Objective: Count how many lines of the data include "React". The answer is that number and nothing else.

Raw data:
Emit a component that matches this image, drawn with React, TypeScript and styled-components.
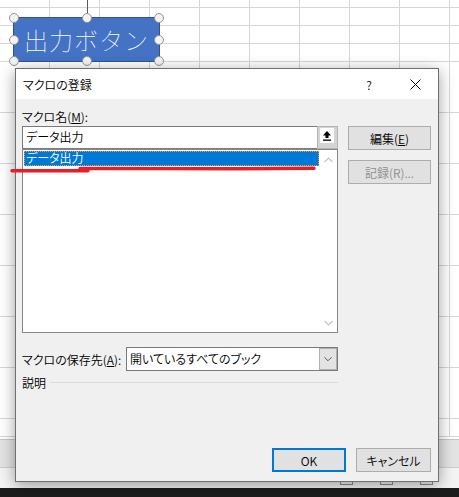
import React from "react";
import styled, { createGlobalStyle } from "styled-components";

const GlobalStyle = createGlobalStyle`
  *, *::before, *::after { box-sizing: border-box; }
  html, body { margin: 0; padding: 0; }
  body {
    width: 459px;
    height: 497px;
    overflow: hidden;
    background: #fff;
    font-family: "Noto Sans CJK JP", "Noto Sans", sans-serif;
  }
`;

const Screen = styled.div`
  position: relative;
  width: 459px;
  height: 497px;
  overflow: hidden;
  display: flex;
  flex-direction: column;
  background: #fff;
`;

const Sheet = styled.div`
  flex: none;
  height: 439px;
  overflow: hidden;
  display: grid;
  grid-template-columns: repeat(10, 50px);
  grid-template-rows: 8px repeat(3, 18px) repeat(7, 51px) 18px;
`;

const Cell = styled.div`
  border-right: 1px solid #d6d6d6;
  border-bottom: 1px solid #d6d6d6;
`;

const TabBar = styled.div`
  flex: none;
  height: 29px;
  background: #e3e3e3;
  border-top: 1px solid #c4c4c4;
  border-bottom: 1px solid #cdcdcd;
`;

const StatusBar = styled.div`
  flex: none;
  height: 20px;
  background: #f3f3f3;
  display: flex;
  justify-content: flex-end;
  align-items: flex-start;
  gap: 27px;
  padding: 8px 26px 0 0;
`;

const ViewIcon = styled.span`
  width: 13px;
  height: 9px;
  border: 1px solid #8a8a8a;
`;

const Taskbar = styled.div`
  flex: none;
  height: 9px;
  background: #1c1c1c;
`;

/* 選択中の図形 */
const Shape = styled.div`
  position: absolute;
  left: 13px;
  top: 17px;
  width: 147px;
  height: 45px;
  background: #4472c4;
  border: 1px solid #2f528f;
  display: flex;
  align-items: center;
  justify-content: center;
  color: #fff;
  font-size: 24px;
  font-weight: 100;
  letter-spacing: 1px;
`;

const RotateStem = styled.span`
  position: absolute;
  left: 50%;
  top: -18px;
  width: 1px;
  height: 18px;
  background: #5a5a5a;
`;

const Handle = styled.span<{ $x: number; $y: number }>`
  position: absolute;
  left: ${(p) => p.$x}%;
  top: ${(p) => p.$y}%;
  width: 10px;
  height: 10px;
  margin: -5px 0 0 -5px;
  border-radius: 50%;
  background: #f3f3f3;
  border: 1.5px solid #949494;
`;

const Annotation = styled.svg`
  position: absolute;
  left: 8px;
  top: 163px;
  pointer-events: none;
`;

/* ダイアログ */
const Dialog = styled.div`
  position: absolute;
  left: 15px;
  top: 68px;
  width: 424px;
  height: 414px;
  border: 1px solid #6f6f6f;
  background: #f0f0f0;
  box-shadow: 0 3px 14px rgba(0, 0, 0, 0.38);
  display: flex;
  flex-direction: column;
  font-size: 12px;
  font-weight: 350;
  color: #000;
  font-feature-settings: "palt";
`;

const TitleBar = styled.div`
  flex: none;
  height: 30px;
  background: #fff;
  display: flex;
  align-items: center;
  padding-left: 7px;
`;

const Title = styled.span`
  flex: 1;
`;

const CaptionButton = styled.span`
  width: 46px;
  height: 30px;
  display: flex;
  align-items: center;
  justify-content: center;
  font-size: 12px;
`;

const Body = styled.div`
  flex: 1;
  display: flex;
  flex-direction: column;
  padding: 10px 7px 9px 6px;
`;

const Main = styled.div`
  display: flex;
  justify-content: space-between;
`;

const LeftCol = styled.div`
  width: 316px;
  display: flex;
  flex-direction: column;
`;

const Label = styled.div`
  height: 15px;
  line-height: 15px;
  margin-bottom: 2px;
  white-space: nowrap;
`;

const InputRow = styled.div`
  display: flex;
  height: 23px;
`;

const TextBox = styled.div`
  flex: 1;
  background: #fff;
  border: 1px solid #7a7a7a;
  border-right: none;
  padding-left: 3px;
  line-height: 20px;
`;

const CollapseButton = styled.div`
  width: 21px;
  background: #d4d4d4;
  border: 1px solid #b4b4b4;
  padding: 1px 2px 0 2px;
`;

const CollapseFace = styled.div`
  width: 14px;
  height: 15px;
  background: #fff;
  display: flex;
  align-items: center;
  justify-content: center;
`;

const ListBox = styled.div`
  height: 184px;
  background: #fff;
  border: 1px solid #828790;
  display: flex;
`;

const Items = styled.div`
  flex: 1;
  padding: 1px 0 0 1px;
`;

const Item = styled.div<{ $selected?: boolean }>`
  height: 15px;
  line-height: 14px;
  padding-left: 2px;
  background: ${(p) => (p.$selected ? "#0078d7" : "transparent")};
  color: ${(p) => (p.$selected ? "#fff" : "#000")};
  outline: ${(p) => (p.$selected ? "1px dotted #f5a31a" : "none")};
  outline-offset: -1px;
`;

const ScrollBar = styled.div`
  width: 18px;
  display: flex;
  flex-direction: column;
  justify-content: space-between;
`;

const ScrollArrow = styled.div`
  height: 19px;
  display: flex;
  align-items: center;
  justify-content: center;
`;

const FieldRow = styled.div`
  display: flex;
  align-items: center;
  margin-top: 14px;
  height: 24px;
`;

const FieldLabel = styled.span`
  width: 104px;
  white-space: nowrap;
`;

const ComboBox = styled.div`
  flex: 1;
  height: 24px;
  display: flex;
  background: #fff;
  border: 1px solid #7a7a7a;
`;

const ComboText = styled.span`
  flex: 1;
  padding-left: 3px;
  line-height: 22px;
`;

const DropButton = styled.span`
  width: 18px;
  background: #e3e3e3;
  border: 1px solid #b0b0b0;
  display: flex;
  align-items: center;
  justify-content: center;
`;

const GroupRow = styled.div`
  display: flex;
  align-items: center;
  height: 16px;
  margin-top: 3px;
`;

const Rule = styled.span`
  flex: 1;
  height: 1px;
  margin-left: 4px;
  background: #dcdcdc;
`;

const RightCol = styled.div`
  width: 83px;
  padding-top: 17px;
  display: flex;
  flex-direction: column;
  gap: 10px;
`;

const Button = styled.div<{ $primary?: boolean; $disabled?: boolean; $w?: number }>`
  width: ${(p) => (p.$w ? `${p.$w}px` : "100%")};
  height: 24px;
  display: flex;
  align-items: center;
  justify-content: center;
  background: #e1e1e1;
  border: ${(p) => (p.$primary ? "2px solid #0078d7" : "1px solid #adadad")};
  color: ${(p) => (p.$disabled ? "#8d8d8d" : "#000")};
  white-space: nowrap;
`;

const Footer = styled.div`
  margin-top: auto;
  display: flex;
  justify-content: flex-end;
  gap: 10px;
`;

const Chevron: React.FC<{ up?: boolean; color: string; w?: number }> = ({ up, color, w = 9 }) => (
  <svg width={w} height="6" viewBox="0 0 9 6">
    <polyline
      points={up ? "0.5,5 4.5,1 8.5,5" : "0.5,1 4.5,5 8.5,1"}
      fill="none"
      stroke={color}
      strokeWidth="1.1"
    />
  </svg>
);

const handles: [number, number][] = [
  [0, 0], [50, 0], [100, 0],
  [0, 50], [100, 50],
  [0, 100], [50, 100], [100, 100],
];

const App: React.FC = () => {
  return (
    <Screen>
      <GlobalStyle />
      <Sheet>
        {Array.from({ length: 120 }, (_, i) => (
          <Cell key={i} />
        ))}
      </Sheet>
      <TabBar />
      <StatusBar>
        <ViewIcon />
        <ViewIcon />
        <ViewIcon />
      </StatusBar>
      <Taskbar />

      <Shape>
        <RotateStem />
        出力ボタン
        {handles.map(([x, y]) => (
          <Handle key={`${x}-${y}`} $x={x} $y={y} />
        ))}
      </Shape>

      <Dialog>
        <TitleBar>
          <Title>マクロの登録</Title>
          <CaptionButton>?</CaptionButton>
          <CaptionButton>
            <svg width="11" height="11" viewBox="0 0 11 11">
              <path d="M0.5 0.5 L10.5 10.5 M10.5 0.5 L0.5 10.5" stroke="#000" strokeWidth="1" />
            </svg>
          </CaptionButton>
        </TitleBar>
        <Body>
          <Main>
            <LeftCol>
              <Label>
                マクロ名(<u>M</u>):
              </Label>
              <InputRow>
                <TextBox>データ出力</TextBox>
                <CollapseButton>
                  <CollapseFace>
                    <svg width="10" height="11" viewBox="0 0 10 11">
                      <path d="M5 1 L1 5.5 H3.5 V8 H6.5 V5.5 H9 Z" fill="#000" />
                      <rect x="1" y="9.5" width="8" height="1.3" fill="#000" />
                    </svg>
                  </CollapseFace>
                </CollapseButton>
              </InputRow>
              <ListBox>
                <Items>
                  <Item $selected>データ出力</Item>
                </Items>
                <ScrollBar>
                  <ScrollArrow>
                    <Chevron up color="#c4c4c4" />
                  </ScrollArrow>
                  <ScrollArrow>
                    <Chevron color="#c4c4c4" />
                  </ScrollArrow>
                </ScrollBar>
              </ListBox>
              <FieldRow>
                <FieldLabel>
                  マクロの保存先(<u>A</u>):
                </FieldLabel>
                <ComboBox>
                  <ComboText>開いているすべてのブック</ComboText>
                  <DropButton>
                    <Chevron color="#555" w={8} />
                  </DropButton>
                </ComboBox>
              </FieldRow>
              <GroupRow>
                <span>説明</span>
                <Rule />
              </GroupRow>
            </LeftCol>
            <RightCol>
              <Button>
                編集(<u>E</u>)
              </Button>
              <Button $disabled>記録(R)...</Button>
            </RightCol>
          </Main>
          <Footer>
            <Button $primary $w={74}>
              OK
            </Button>
            <Button $w={75}>キャンセル</Button>
          </Footer>
        </Body>
      </Dialog>

      <Annotation width="310" height="12" viewBox="0 0 310 12">
        <path
          d="M4 7.7 L80 7.7 M72 5.4 L229 5.8 L306 5.3"
          stroke="#e81d25"
          strokeWidth="3.4"
          strokeLinecap="round"
          fill="none"
        />
      </Annotation>
    </Screen>
  );
};

export default App;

Response to the exercise: 4